Need help recovering from hard disk failure
John Hubbard
ender8282 at yahoo.com
Thu Oct 9 22:32:12 UTC 2008
John Hubbard wrote:
> My machine (running 8.04.1) has 3 hard drives. Two drives are formated
> with LVM and are mounted as /srv. The other drive has /boot, /home,
> swap, and /. One of the LVM drives failed. (I get a S.M.A.R.T BAD
> during BIOS check.) When ubuntu boots (either recovery mode, or
> standard boot) eventually kicks me to busy box. tty1 gives me some
> error messages:
>
>
[snip]
> Unless someone has suggestions I was going to boot to a live cd, try to
> copy as much as I can to a USB hd, and then reinstall. I already have a
> replacement hard drive to put in.
> If I used gparted to set up the replacement drive can I put its uuid
> into /etc/fstab and 'fix' everything? If so how do I identify its uuid?
>
>
OK so I was completely wrong with what the problem was. The drive that
fails the S.M.A.R.T test didn't have any problems. I booted to live and
was able to copy the entire drive to its replacement with ddrescue.
There were no errors. Both my /home and / partitions had problems. I
couldn't copy them to my usb drive. I had to fsck both of them. After
running fsck on both partitions I was able to mount them. (Just to be
safe I mounted read only). When I rebooted the system came up more or
less as expected. There was some lost information in my home directory
but I was able to recover everything from backup.
Thanks for the information about ddrescue. I always enjoy finding out
about low level tools that can utterly and completely destroy my system ;).

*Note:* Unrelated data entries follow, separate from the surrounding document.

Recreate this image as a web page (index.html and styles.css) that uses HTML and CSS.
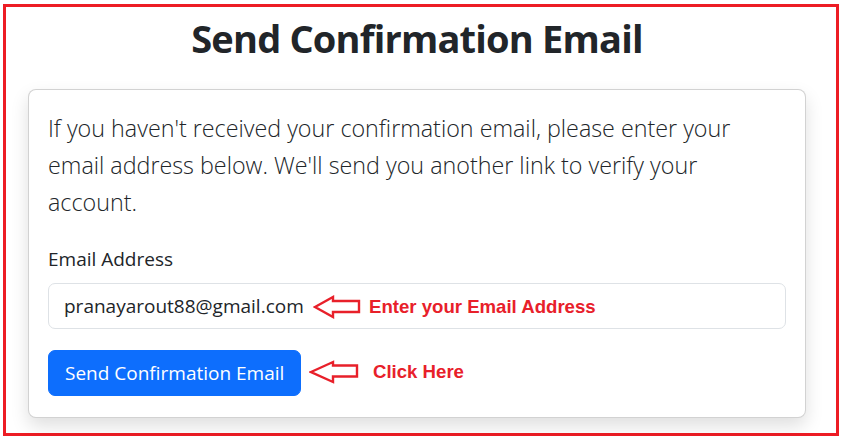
FILE: index.html
```html
<!DOCTYPE html>
<html lang="en">
<head>
<meta charset="utf-8">
<title>Send Confirmation Email</title>
<link rel="stylesheet" href="styles.css">
</head>
<body>
<div class="frame">
  <div class="container">
    <h1 class="title">Send Confirmation Email</h1>
    <div class="card">
      <div class="card-body">
        <p class="lead">If you haven't received your confirmation email, please enter your email address below. We'll send you another link to verify your account.</p>
        <label class="label" for="email">Email Address</label>
        <div class="field">
          <input class="input" id="email" type="email" value="pranayarout88@gmail.com">
          <div class="note note-email">
            <svg class="arrow" width="48" height="24" viewBox="0 0 48 24"><path d="M2 12 L20 2 L20 6 L46 6 L46 17 L20 17 L20 22 Z"/></svg>
            <span class="note-text">Enter your Email Address</span>
          </div>
        </div>
        <div class="field">
          <button class="btn" type="button">Send Confirmation Email</button>
          <div class="note note-click">
            <svg class="arrow" width="50" height="24" viewBox="0 0 50 24"><path d="M2 12 L24 2 L24 5.5 L48 5.5 L48 16.5 L24 16.5 L24 22 Z"/></svg>
            <span class="note-text">Click Here</span>
          </div>
        </div>
      </div>
    </div>
  </div>
</div>
</body>
</html>
```

FILE: styles.css
```css
html, body {
  margin: 0;
  padding: 0;
  background: #ffffff;
}

body {
  font-family: "Open Sans", "Noto Sans", sans-serif;
  color: #212529;
}

.frame {
  box-sizing: border-box;
  width: 836px;
  height: 432px;
  margin: 4px 0 0 3px;
  border: 3px solid #ed1c24;
}

.container {
  width: 778px;
  margin-left: 22px;
}

.title {
  margin: 0;
  padding-top: 7px;
  text-align: center;
  font-size: 38px;
  letter-spacing: -0.8px;
  line-height: 48px;
  font-weight: 700;
  color: #212529;
}

.card {
  margin-top: 27px;
  border: 1px solid rgba(0, 0, 0, 0.175);
  border-radius: 8px;
  background: #fff;
  box-shadow: 0 8px 18px rgba(0, 0, 0, 0.13);
}

.card-body {
  padding: 20px 19px 21px;
}

.lead {
  margin: 0 0 23px;
  font-size: 23.3px;
  font-weight: 300;
  line-height: 37px;
}

.label {
  display: block;
  margin-bottom: 9px;
  font-size: 19px;
  line-height: 30px;
}

.field {
  position: relative;
}

.field + .field {
  margin-top: 21px;
}

.input {
  box-sizing: border-box;
  display: block;
  width: 100%;
  height: 46px;
  padding: 0 15px;
  border: 1px solid #dee2e6;
  border-radius: 7px;
  font-family: inherit;
  font-size: 19px;
  color: #212529;
  background: #fff;
}

.btn {
  box-sizing: border-box;
  display: block;
  height: 46px;
  padding: 0 16px;
  border: 1px solid #0d6efd;
  border-radius: 7px;
  background: #0d6efd;
  color: #fff;
  font-family: inherit;
  font-size: 19px;
}

.note {
  position: absolute;
  display: flex;
  align-items: center;
}

.note-email {
  left: 265px;
  top: 12px;
}

.note-click {
  left: 261px;
  top: 10px;
}

.arrow path {
  fill: #fff;
  stroke: #e8202a;
  stroke-width: 2.4;
  stroke-linejoin: miter;
}

.note-text {
  font-family: "Liberation Sans", Arial, sans-serif;
  font-weight: 700;
  font-size: 18.6px;
  color: #e8202a;
}

.note-email .note-text {
  margin-left: 8px;
}

.note-click .note-text {
  margin-left: 14px;
}
```
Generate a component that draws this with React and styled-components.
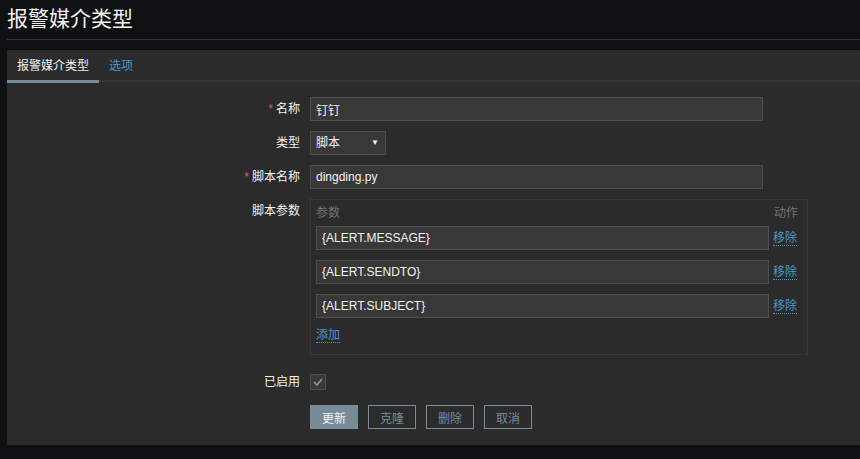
import React, { useState } from "react";
import styled, { createGlobalStyle } from "styled-components";

const GlobalStyle = createGlobalStyle`
  html, body {
    margin: 0;
    padding: 0;
    background: #0e1012;
    overflow: hidden;
  }
  body {
    font-family: "Liberation Sans", Arial, "Noto Sans CJK SC", sans-serif;
    font-size: 12px;
    color: #f2f2f2;
  }
`;

const Page = styled.div`
  padding-left: 7px;
  height: 459px;
`;

const Header = styled.div`
  height: 39px;
  border-bottom: 1px solid #383838;
  margin-bottom: 10px;
`;

const Title = styled.h1`
  margin: 0;
  font-size: 21px;
  font-weight: normal;
  line-height: 38px;
`;

const Panel = styled.div`
  background: #2b2b2b;
  padding-bottom: 16px;
`;

const TabBar = styled.div`
  display: flex;
  height: 30px;
  border-bottom: 2px solid #383838;
`;

const Tab = styled.a`
  display: block;
  padding: 2px 10px 0;
  line-height: 28px;
  height: 28px;
  margin-bottom: -2px;
  color: ${p => (p.$active ? "#f2f2f2" : "#4796c4")};
  border-bottom: 3px solid ${p => (p.$active ? "#768d99" : "transparent")};
  cursor: pointer;
`;

const Form = styled.div`
  display: flex;
  flex-direction: column;
  gap: 10px;
  padding-top: 15px;
`;

const Row = styled.div`
  display: grid;
  grid-template-columns: 293px auto;
  column-gap: 10px;
  align-items: ${p => (p.$center ? "center" : "start")};
  margin-top: ${p => p.$top || 0}px;
`;

const Label = styled.label`
  text-align: right;
  line-height: 24px;
  white-space: nowrap;
`;

const Asterisk = styled.span`
  color: #e45959;
  margin-right: 3px;
`;

const TextInput = styled.input`
  box-sizing: border-box;
  width: 453px;
  height: 24px;
  padding: 0 5px;
  background: #383838;
  border: 1px solid #4f4f4f;
  color: #f2f2f2;
  font: inherit;
  outline: none;
`;

const Select = styled.div`
  box-sizing: border-box;
  width: 76px;
  height: 24px;
  padding: 0 5px;
  background: #383838;
  border: 1px solid #4f4f4f;
  display: flex;
  align-items: center;
  justify-content: space-between;
  line-height: 22px;
`;

const Arrow = styled.span`
  font-size: 8px;
  color: #f2f2f2;
  margin-right: 1px;
`;

const ParamBox = styled.div`
  box-sizing: border-box;
  width: 498px;
  border: 1px solid #383838;
  padding: 5px 9px 11px 5px;
  display: grid;
  grid-template-columns: 453px auto;
  column-gap: 4px;
  row-gap: 10px;
  align-items: center;
`;

const HeadCell = styled.div`
  color: #737373;
  line-height: 16px;
  margin-bottom: -5px;
  text-align: ${p => (p.$right ? "right" : "left")};
`;

const LinkText = styled.a`
  color: #4796c4;
  border-bottom: 1px dotted #4796c4;
  line-height: 14px;
  justify-self: start;
  cursor: pointer;
`;

const Checkbox = styled.span`
  box-sizing: border-box;
  width: 16px;
  height: 16px;
  background: #383838;
  border: 1px solid #4f4f4f;
  display: flex;
  align-items: center;
  justify-content: center;
`;

const Buttons = styled.div`
  display: flex;
  gap: 10px;
`;

const Button = styled.button`
  box-sizing: border-box;
  height: 24px;
  width: 48px;
  padding: 0;
  font: inherit;
  cursor: pointer;
  border: 1px solid #768d99;
  background: ${p => (p.$primary ? "#768d99" : "transparent")};
  color: ${p => (p.$primary ? "#f2f2f2" : "#768d99")};
`;

const params = ["{ALERT.MESSAGE}", "{ALERT.SENDTO}", "{ALERT.SUBJECT}"];

export default function App() {
  const [name, setName] = useState("钉钉");
  const [script, setScript] = useState("dingding.py");

  return (
    <>
      <GlobalStyle />
      <Page>
        <Header>
          <Title>报警媒介类型</Title>
        </Header>
        <Panel>
          <TabBar>
            <Tab $active>报警媒介类型</Tab>
            <Tab>选项</Tab>
          </TabBar>
          <Form>
            <Row>
              <Label><Asterisk>*</Asterisk>名称</Label>
              <TextInput value={name} onChange={e => setName(e.target.value)} />
            </Row>
            <Row>
              <Label>类型</Label>
              <Select>
                <span>脚本</span>
                <Arrow>▼</Arrow>
              </Select>
            </Row>
            <Row>
              <Label><Asterisk>*</Asterisk>脚本名称</Label>
              <TextInput value={script} onChange={e => setScript(e.target.value)} />
            </Row>
            <Row>
              <Label>脚本参数</Label>
              <ParamBox>
                <HeadCell>参数</HeadCell>
                <HeadCell $right>动作</HeadCell>
                {params.map(p => (
                  <React.Fragment key={p}>
                    <TextInput defaultValue={p} />
                    <LinkText>移除</LinkText>
                  </React.Fragment>
                ))}
                <LinkText>添加</LinkText>
              </ParamBox>
            </Row>
            <Row $center $top={5}>
              <Label>已启用</Label>
              <Checkbox>
                <svg width="10" height="8" viewBox="0 0 10 8">
                  <path d="M1 4 L4 7 L9 1" fill="none" stroke="#8a9aa3" strokeWidth="1.6" />
                </svg>
              </Checkbox>
            </Row>
            <Row $top={1}>
              <span />
              <Buttons>
                <Button $primary>更新</Button>
                <Button>克隆</Button>
                <Button>删除</Button>
                <Button>取消</Button>
              </Buttons>
            </Row>
          </Form>
        </Panel>
      </Page>
    </>
  );
}
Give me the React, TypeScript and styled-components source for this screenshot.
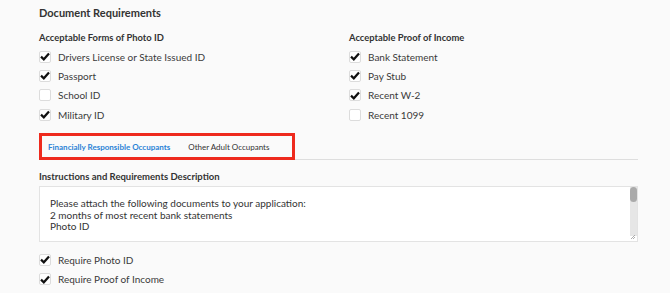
import React from "react";
import styled, { createGlobalStyle } from "styled-components";

const GlobalStyle = createGlobalStyle`
  html, body {
    margin: 0;
    padding: 0;
    background: #fafafa;
  }
  body {
    font-family: Lato, "Open Sans", sans-serif;
    color: #333;
  }
`;

const Page = styled.div`
  width: 599px;
  padding: 5px 0 0 39px;
`;

const Title = styled.h2`
  margin: 0;
  font-size: 11px;
  line-height: 16px;
  font-weight: 700;
  color: #333;
`;

const Columns = styled.div`
  display: grid;
  grid-template-columns: 310px 1fr;
  margin-top: 10px;
`;

const Heading = styled.div`
  font-size: 9.4px;
  font-weight: 700;
  line-height: 13px;
  color: #333;
  margin-bottom: 3px;
`;

const CheckRow = styled.label`
  display: flex;
  align-items: center;
  gap: 7px;
  height: 19.33px;
  font-size: 10px;
  color: #3a3a3a;
`;

const Box = styled.span`
  width: 12px;
  height: 12px;
  box-sizing: border-box;
  border: 1px solid #dcdcdc;
  border-radius: 2px;
  background: #fff;
  display: flex;
  align-items: center;
  justify-content: center;
`;

const TabBar = styled.div`
  display: flex;
  margin-top: 9px;
  border-bottom: 1px solid #dedede;
`;

const Highlight = styled.div`
  display: flex;
  align-items: center;
  gap: 18px;
  border: 3px solid #ee2a1d;
  height: 21px;
  padding: 0 6px;
  margin-bottom: -1px;
  width: 238px;
`;

const Tab = styled.span<{ $active?: boolean }>`
  font-size: 8px;
  font-weight: ${({ $active }) => ($active ? 700 : 400)};
  color: ${({ $active }) => ($active ? "#2b83d6" : "#333")};
  white-space: nowrap;
`;

const FieldLabel = styled.div`
  font-size: 9.5px;
  font-weight: 700;
  line-height: 12px;
  margin-top: 11px;
  color: #333;
`;

const TextBox = styled.div`
  position: relative;
  margin-top: 3px;
  height: 56px;
  box-sizing: border-box;
  background: #fff;
  border: 1px solid #e3e3e3;
  padding: 11px 20px 0 10px;
  font-size: 10px;
  line-height: 11.5px;
  color: #333;
`;

const Scrollbar = styled.div`
  position: absolute;
  top: 0;
  right: 0;
  width: 7px;
  height: 49px;
  background: #e6e6e6;
`;

const Thumb = styled.div`
  width: 7px;
  height: 15px;
  border-radius: 4px;
  background: #aaa;
`;

const Resize = styled.svg`
  position: absolute;
  right: 1px;
  bottom: 1px;
`;

const Bottom = styled.div`
  margin-top: 8px;
`;

const Check = ({ on, label }: { on: boolean; label: string }) => (
  <CheckRow>
    <Box>
      {on && (
        <svg width="10" height="9" viewBox="0 0 10 9">
          <path d="M1 4.6 L3.8 7.3 L9 1.4" fill="none" stroke="#111" strokeWidth="2.2" />
        </svg>
      )}
    </Box>
    {label}
  </CheckRow>
);

export default function App() {
  return (
    <Page>
      <GlobalStyle />
      <Title>Document Requirements</Title>
      <Columns>
        <div>
          <Heading>Acceptable Forms of Photo ID</Heading>
          <Check on label="Drivers License or State Issued ID" />
          <Check on label="Passport" />
          <Check on={false} label="School ID" />
          <Check on label="Military ID" />
        </div>
        <div>
          <Heading>Acceptable Proof of Income</Heading>
          <Check on label="Bank Statement" />
          <Check on label="Pay Stub" />
          <Check on label="Recent W-2" />
          <Check on={false} label="Recent 1099" />
        </div>
      </Columns>
      <TabBar>
        <Highlight>
          <Tab $active>Financially Responsible Occupants</Tab>
          <Tab>Other Adult Occupants</Tab>
        </Highlight>
      </TabBar>
      <FieldLabel>Instructions and Requirements Description</FieldLabel>
      <TextBox>
        Please attach the following documents to your application:
        <br />2 months of most recent bank statements
        <br />Photo ID
        <Scrollbar>
          <Thumb />
        </Scrollbar>
        <Resize width="6" height="6" viewBox="0 0 6 6">
          <path d="M5 1 L1 5 M5 3 L3 5" stroke="#999" strokeWidth="0.8" />
        </Resize>
      </TextBox>
      <Bottom>
        <Check on label="Require Photo ID" />
        <Check on label="Require Proof of Income" />
      </Bottom>
    </Page>
  );
}
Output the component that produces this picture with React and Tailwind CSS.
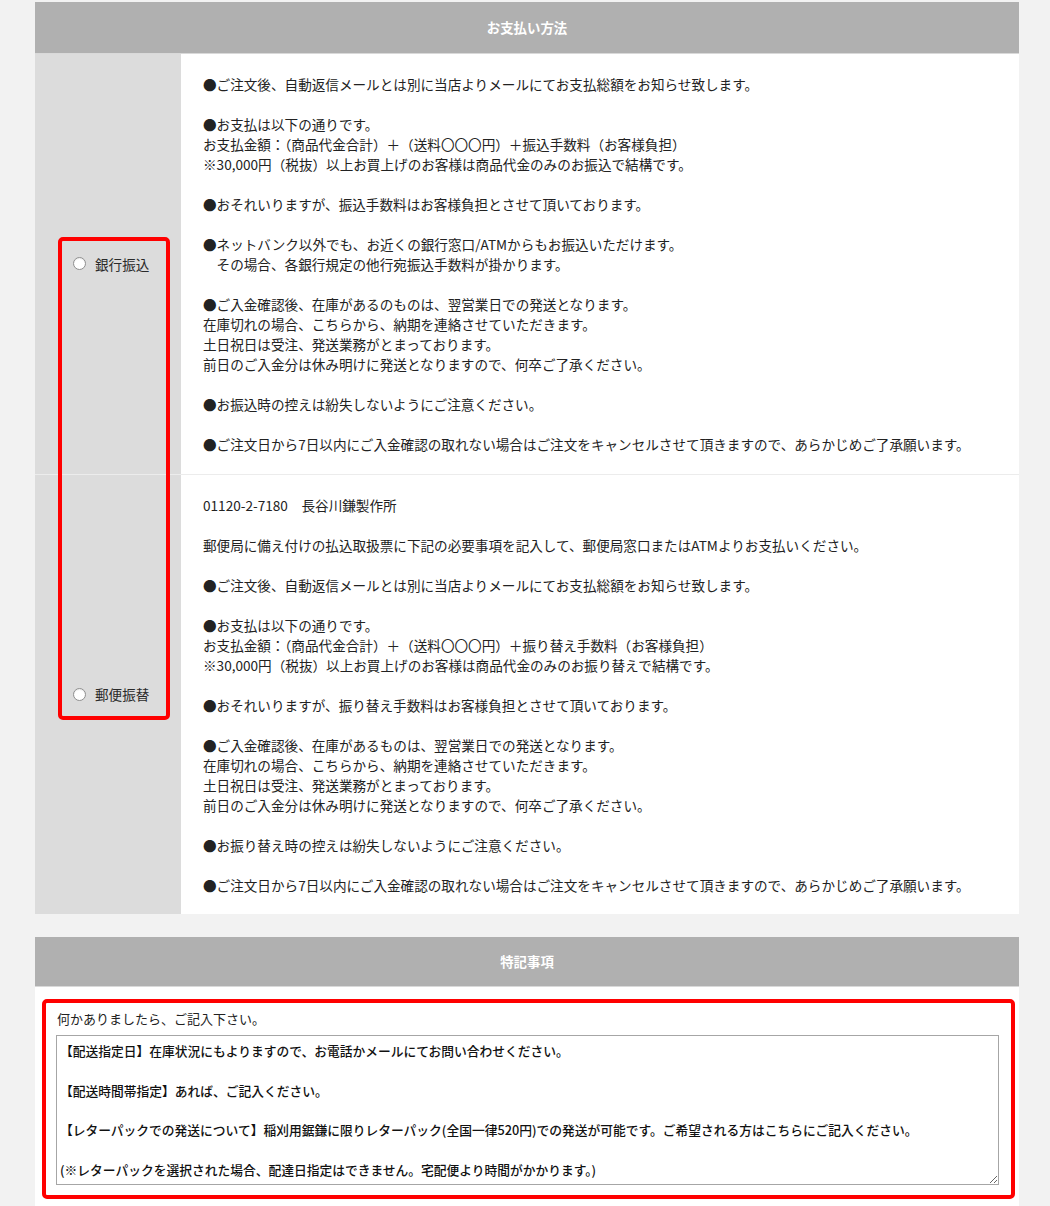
import React from "react";

const font = { fontFamily: '"Noto Sans CJK JP", "Noto Sans", sans-serif' };

function Radio({ label }) {
  return (
    <div className="flex items-center">
      <span className="w-[13px] h-[13px] rounded-full border border-[#8e8e8e] bg-white shadow-[inset_0_1px_1px_rgba(0,0,0,0.08)]" />
      <span className="ml-[9px] text-[13.6px] text-[#2a2a2a]">{label}</span>
    </div>
  );
}

function Block({ lines }) {
  return (
    <div>
      {lines.map((l, i) => (
        <div key={i}>{l}</div>
      ))}
    </div>
  );
}

export default function App() {
  const bank = [
    ["●ご注文後、自動返信メールとは別に当店よりメールにてお支払総額をお知らせ致します。"],
    [
      "●お支払は以下の通りです。",
      "お支払金額：（商品代金合計）＋（送料〇〇〇円）＋振込手数料（お客様負担）",
      "※30,000円（税抜）以上お買上げのお客様は商品代金のみのお振込で結構です。",
    ],
    ["●おそれいりますが、振込手数料はお客様負担とさせて頂いております。"],
    [
      "●ネットバンク以外でも、お近くの銀行窓口/ATMからもお振込いただけます。",
      "　その場合、各銀行規定の他行宛振込手数料が掛かります。",
    ],
    [
      "●ご入金確認後、在庫があるのものは、翌営業日での発送となります。",
      "在庫切れの場合、こちらから、納期を連絡させていただきます。",
      "土日祝日は受注、発送業務がとまっております。",
      "前日のご入金分は休み明けに発送となりますので、何卒ご了承ください。",
    ],
    ["●お振込時の控えは紛失しないようにご注意ください。"],
    ["●ご注文日から7日以内にご入金確認の取れない場合はご注文をキャンセルさせて頂きますので、あらかじめご了承願います。"],
  ];
  const post = [
    ["01120-2-7180　長谷川鎌製作所"],
    ["郵便局に備え付けの払込取扱票に下記の必要事項を記入して、郵便局窓口またはATMよりお支払いください。"],
    ["●ご注文後、自動返信メールとは別に当店よりメールにてお支払総額をお知らせ致します。"],
    [
      "●お支払は以下の通りです。",
      "お支払金額：（商品代金合計）＋（送料〇〇〇円）＋振り替え手数料（お客様負担）",
      "※30,000円（税抜）以上お買上げのお客様は商品代金のみのお振り替えで結構です。",
    ],
    ["●おそれいりますが、振り替え手数料はお客様負担とさせて頂いております。"],
    [
      "●ご入金確認後、在庫があるものは、翌営業日での発送となります。",
      "在庫切れの場合、こちらから、納期を連絡させていただきます。",
      "土日祝日は受注、発送業務がとまっております。",
      "前日のご入金分は休み明けに発送となりますので、何卒ご了承ください。",
    ],
    ["●お振り替え時の控えは紛失しないようにご注意ください。"],
    ["●ご注文日から7日以内にご入金確認の取れない場合はご注文をキャンセルさせて頂きますので、あらかじめご了承願います。"],
  ];

  const note =
    "【配送指定日】在庫状況にもよりますので、お電話かメールにてお問い合わせください。\n\n【配送時間帯指定】あれば、ご記入ください。\n\n【レターパックでの発送について】稲刈用鋸鎌に限りレターパック(全国一律520円)での発送が可能です。ご希望される方はこちらにご記入ください。\n\n(※レターパックを選択された場合、配達日指定はできません。宅配便より時間がかかります。)";

  return (
    <div className="min-h-[1206px] bg-[#f2f2f2] pt-[2px]" style={font}>
      <div className="ml-[35px] w-[984px]">
        <section className="relative">
          <div className="h-[52px] bg-[#b0b0b0] border-b border-[#d9d9d9] flex items-center justify-center text-white font-bold text-[13.4px]">
            お支払い方法
          </div>
          <div className="flex">
            <div className="w-[146px] bg-[#dcdcdc] flex items-center pl-[38px]">
              <Radio label="銀行振込" />
            </div>
            <div className="flex-1 bg-white px-[22px] py-[20px] text-[13.6px] leading-[20px] text-[#222] flex flex-col gap-[20px]">
              {bank.map((b, i) => (
                <Block key={i} lines={b} />
              ))}
            </div>
          </div>
          <div className="flex border-t border-[#ececec]">
            <div className="w-[146px] bg-[#dcdcdc] flex items-center pl-[38px]">
              <Radio label="郵便振替" />
            </div>
            <div className="flex-1 bg-white px-[22px] pt-[20px] pb-[19px] text-[13.6px] leading-[20px] text-[#222] flex flex-col gap-[20px]">
              {post.map((b, i) => (
                <Block key={i} lines={b} />
              ))}
            </div>
          </div>
          <div className="absolute left-[23px] top-[235px] w-[112px] h-[483px] border-[4px] border-[#ff0000] rounded-[5px] pointer-events-none" />
        </section>

        <section className="relative mt-[23px]">
          <div className="h-[50px] bg-[#b0b0b0] border-b border-[#d9d9d9] flex items-center justify-center text-white font-bold text-[13.4px]">
            特記事項
          </div>
          <div className="bg-white pl-[21px] pr-[20px] pt-[22px] pb-[24px]">
            <div className="text-[13px] leading-[20px] text-[#222] pl-[1px]">何かありましたら、ご記入下さい。</div>
            <textarea
              readOnly
              defaultValue={note}
              className="mt-[6px] block w-[943px] h-[150px] border border-[#a6a6a6] bg-white pt-[5px] px-[3px] text-[12.75px] leading-[19.8px] font-medium text-[#111] outline-none"
              style={font}
            />
          </div>
          <div className="absolute left-[7px] top-[62px] w-[973px] h-[200px] border-[4px] border-[#ff0000] rounded-[5px] pointer-events-none" />
        </section>
      </div>
    </div>
  );
}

Also any idea why freezing a hard drive would help you recover the data
off of it. There are relationships between temperature and conductivity.
Is that the cause?
--
-john
To be or not to be, that is the question
2b || !2b
(0b10)*(0b1100010) || !(0b10)*(0b1100010)
0b11000100 || !0b11000100
0b11000100 || 0b00111011
0b11111111
255, that is the answer.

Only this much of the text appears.